In May, the Supreme Court collegium had unanimously rejected the government contention for a veto power.

Written by Maneesh Chhibber | New Delhi | Published: November 19, 2016 3:39:03 am
Supreme court, government, new appointments, Veto power, collegium, indian express, india news, latest news Supreme Court of India. (File Photo)

IN THE ongoing struggle for supremacy over appointments in higher judiciary between the Supreme Court and the Narendra Modi government, one issue that has taken centrestage is the delay in finalisation of the new memorandum of procedure (MoP).

It has been more than three months since the Centre, on August 3, sent the government’s response to points of confrontation on the draft MoP to Chief Justice of India T S Thakur. Law Minister Ravi Shankar Prasad also visited the CJI a few days later to discuss the major points of confrontation.

However, the Supreme Court collegium has so far not communicated to the Centre its views on the draft MoP.

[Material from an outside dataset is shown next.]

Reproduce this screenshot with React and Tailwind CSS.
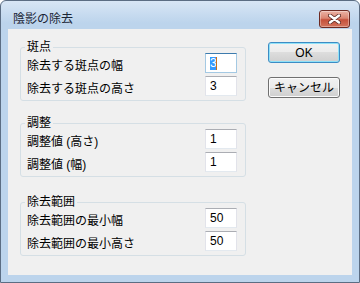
import React from "react";

const groups = [
  {
    title: "斑点",
    rows: [
      { label: "除去する斑点の幅", value: "3", focused: true },
      { label: "除去する斑点の高さ", value: "3" },
    ],
  },
  {
    title: "調整",
    rows: [
      { label: "調整値 (高さ)", value: "1" },
      { label: "調整値 (幅)", value: "1" },
    ],
  },
  {
    title: "除去範囲",
    rows: [
      { label: "除去範囲の最小幅", value: "50" },
      { label: "除去範囲の最小高さ", value: "50" },
    ],
  },
];

function CloseButton() {
  return (
    <button className="w-[31px] h-[18px] mr-[2px] rounded-[3px] border border-[#6d2a22] bg-[linear-gradient(#ebb3a5,#db8672_45%,#c5503b_55%,#d3745d)] shadow-[inset_0_0_0_1px_rgba(255,255,255,0.35)] flex items-center justify-center">
      <svg width="13" height="10" viewBox="0 0 13 10">
        <path d="M2 1.5 L11 8.5 M11 1.5 L2 8.5" stroke="#5a2a24" strokeWidth="4" strokeLinecap="round" />
        <path d="M2 1.5 L11 8.5 M11 1.5 L2 8.5" stroke="#ffffff" strokeWidth="2.4" strokeLinecap="round" />
      </svg>
    </button>
  );
}

function TextBox({ value, focused }) {
  const border = focused
    ? "border-[#a4c9e3] border-t-[#3d7bad]"
    : "border-[#e2e3ea] border-t-[#abadb3] border-b-[#e3e9ef]";
  return (
    <div className={`w-[32px] h-[20px] bg-white border ${border} pl-[4px] leading-[18px]`}>
      {focused ? (
        <span className="relative inline-block align-middle w-[7px] h-[13px] leading-[13px] bg-[#3399ff] text-white">
          {value}
          <span className="absolute right-0 top-0 w-px h-full bg-[#c8701c]" />
        </span>
      ) : (
        value
      )}
    </div>
  );
}

function Group({ title, rows, className = "" }) {
  return (
    <fieldset className={`border border-[#d5dfe5] rounded-[3px] pl-[4px] pr-[8px] pb-[4px] min-w-0 ${className}`}>
      <legend className="px-[2px] leading-[11px]">{title}</legend>
      <div className="flex flex-col gap-[3px]">
        {rows.map((row) => (
          <div key={row.label} className="h-[20px] pl-[2px] flex justify-between">
            <span className="mt-[6px] leading-[14px] whitespace-nowrap">{row.label}</span>
            <TextBox value={row.value} focused={row.focused} />
          </div>
        ))}
      </div>
    </fieldset>
  );
}

function DialogButton({ children, isDefault }) {
  const border = isDefault
    ? "border-[#3c8cc4] shadow-[inset_0_0_0_1px_#8fe1f8]"
    : "border-[#707070] shadow-[inset_0_0_0_1px_#fbfbfb]";
  return (
    <button
      className={`w-[72px] h-[21px] rounded-[3px] border ${border} bg-[linear-gradient(#f2f2f2,#ebebeb_50%,#dddddd_50%,#cfcfcf)] flex items-center justify-center leading-[14px] text-black`}
    >
      {children}
    </button>
  );
}

export default function App() {
  return (
    <div className="w-[360px] h-[283px] flex flex-col rounded-t-[6px] border border-[#5b6d83] bg-[linear-gradient(#d8e6f5,#bcd4ec_22px)] px-[7px] pb-[7px] text-[12px] text-black [font-family:'Liberation_Sans','Noto_Sans_CJK_JP',sans-serif]">
      {/* Title bar */}
      <div className="h-[28px] pt-[7px] flex items-center justify-between">
        <span className="pl-[5px] leading-[14px] text-[#1a2535]">陰影の除去</span>
        <CloseButton />
      </div>

      {/* Dialog body */}
      <div className="flex-1 bg-[#f0f0f0] flex pt-[13px] pl-[12px]">
        <div className="w-[226px] flex flex-col">
          <Group {...groups[0]} />
          <Group {...groups[1]} className="mt-[17px]" />
          <Group {...groups[2]} className="mt-[20px]" />
        </div>
        <div className="ml-[22px] flex flex-col gap-[14px]">
          <DialogButton isDefault>OK</DialogButton>
          <DialogButton>キャンセル</DialogButton>
        </div>
      </div>
    </div>
  );
}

“We are waiting for a response from the Chief Justice of India. A new MoP is something we are also keen to have as early as possible. Please do remember that it was a Constitution Bench of the Supreme Court which, in the NJAC case, ordered the government to draft a new MoP in consultation with the SC collegium,” is all Prasad says on the issue.

However, government sources said they have been given to understand that the collegium has not been able to achieve consensus on the MoP.

Sources in the Supreme Court told The Indian Express no final decision has been taken yet on the outstanding issues and there is a possibility that some movement on this will take place once the collegium is reconstituted, since Justice A R Dave retired Friday.

CJI Thakur is also due to retire on January 3 next year.

The Centre and the Supreme Court are on a confrontation course over key clauses in the MoP, including the government’s insistence that it should have the power to reject any name recommended by the collegium for elevation to the Bench on grounds of national security. In May, the Supreme Court collegium had unanimously rejected the government contention for a veto power, saying it amounted to interference in judiciary by the executive.

In its August draft, the Centre had said that in case it turns down a recommendation on this ground, it will share with the collegium the reasons for doing so, which may not be acceptable to the collegium.

Both the government and the collegium are also not on the same page on the government’s insistence on having a screening and evaluation committee to evaluate and vet names of lawyers before the collegium takes a final call on them. The government cited paragraph 7 of the December 16, 2015 judgment of the SC in the NJAC matter to buttress its point about the need to have “supporting measures” so that “candidates can be screened and evaluated”. It also wants complaints against the candidates to be evaluated through a Secretariat, which would function under the CJI’s control.

In its earlier correspondence to the Centre, the collegium had objected to such a system, saying the government couldn’t define the role and responsibilities of such a Secretariat. Another sticking point is the government’s view that CMs should have a well-defined role in the appointment process.